If your container starts to look tired before it is time for a spring or summer update, offending elements can be removed and replaced with something fresh. For example, in late winter (around February or so) we will start to see the early bulbs and generally more variety in winter color spots at our local nurseries.
Look for small pots of the early daffodils, such as Narcissus ‘Tete a Tete’ and N. ‘Jack Snipe’, which can easily be tucked into your containers to enliven them.

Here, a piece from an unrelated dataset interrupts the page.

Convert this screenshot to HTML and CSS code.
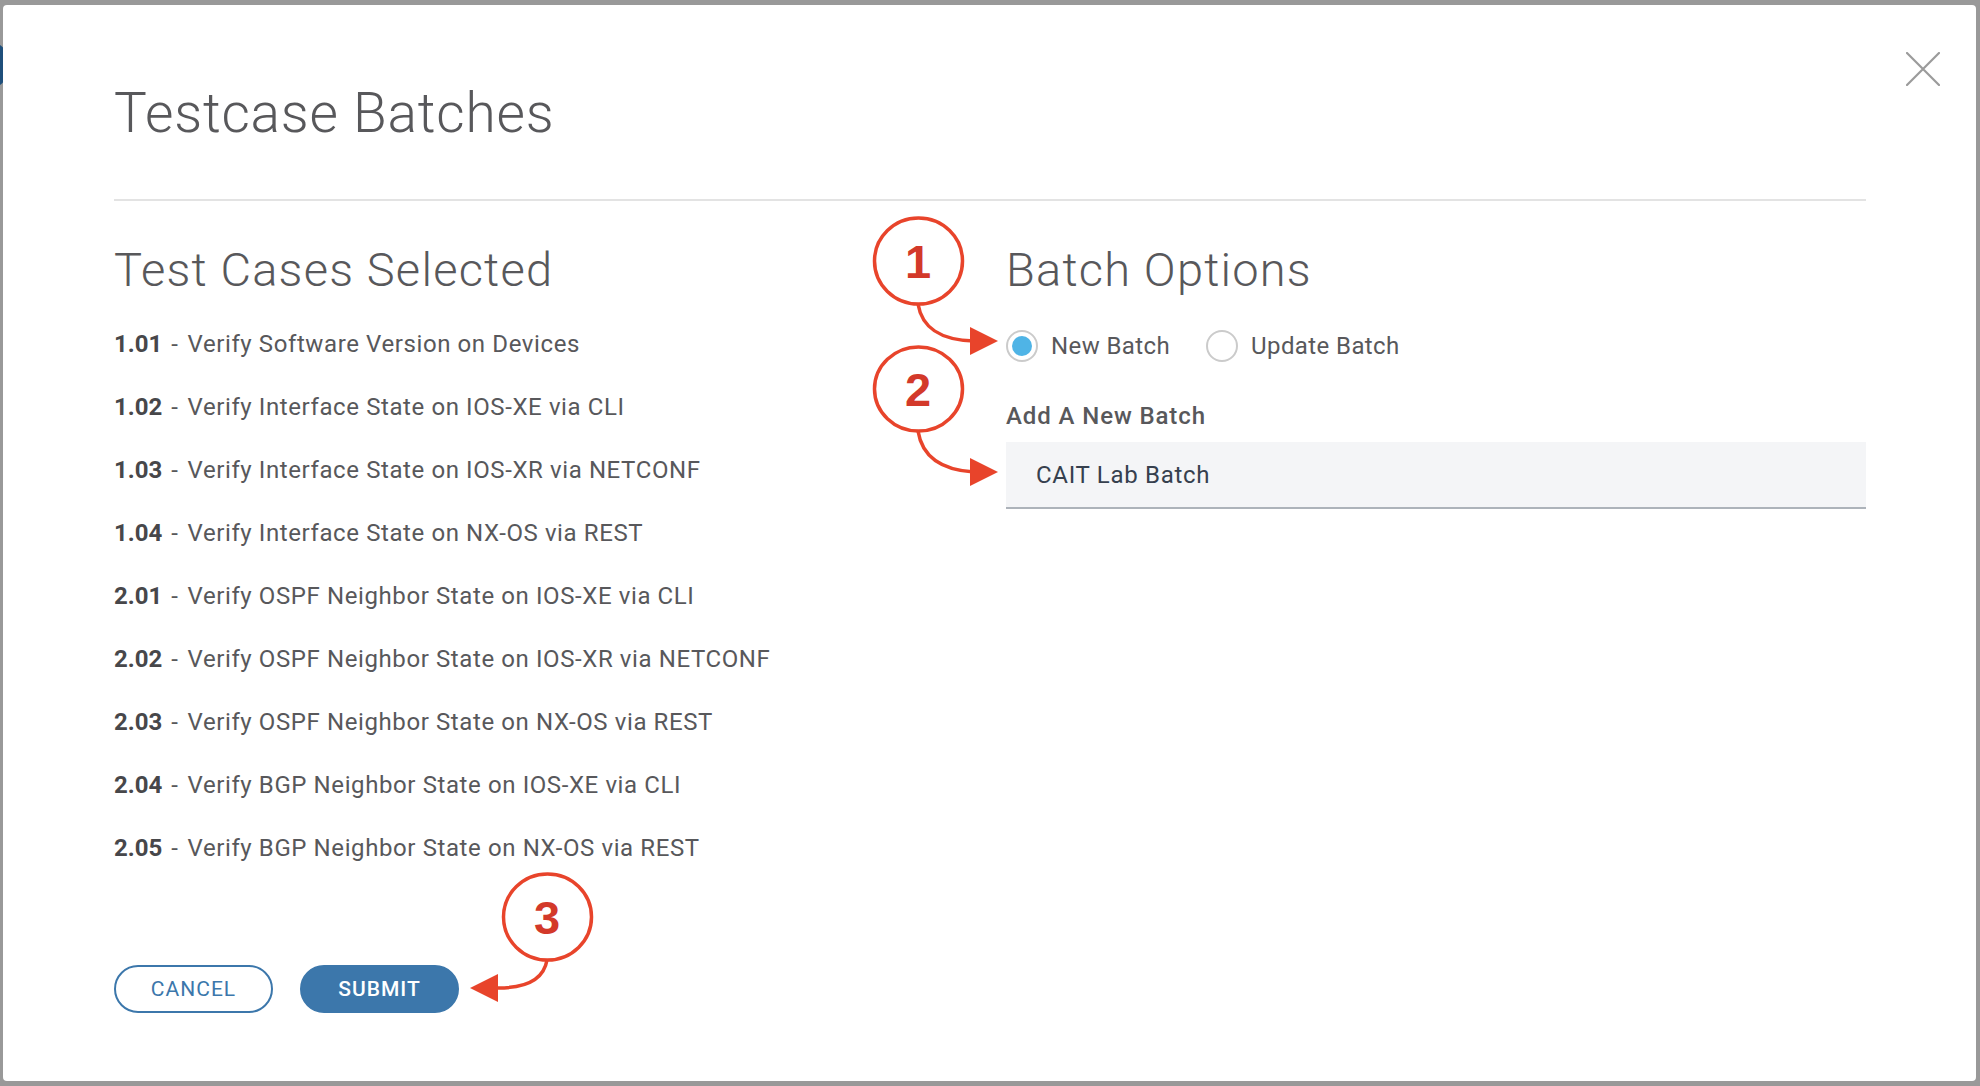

You should also find a wide variety of pansies and primula, late winter stalwarts, that offer an easy and much needed boost of early color.
Although I often find that winter annuals can feel somewhat ordinary, many nurseries have been doing an impressive job of bringing into their late winter inventories more creative offerings and some beyond-the-norm cultivars of these standbys, so keep your eyes open and be prepared to have some fun!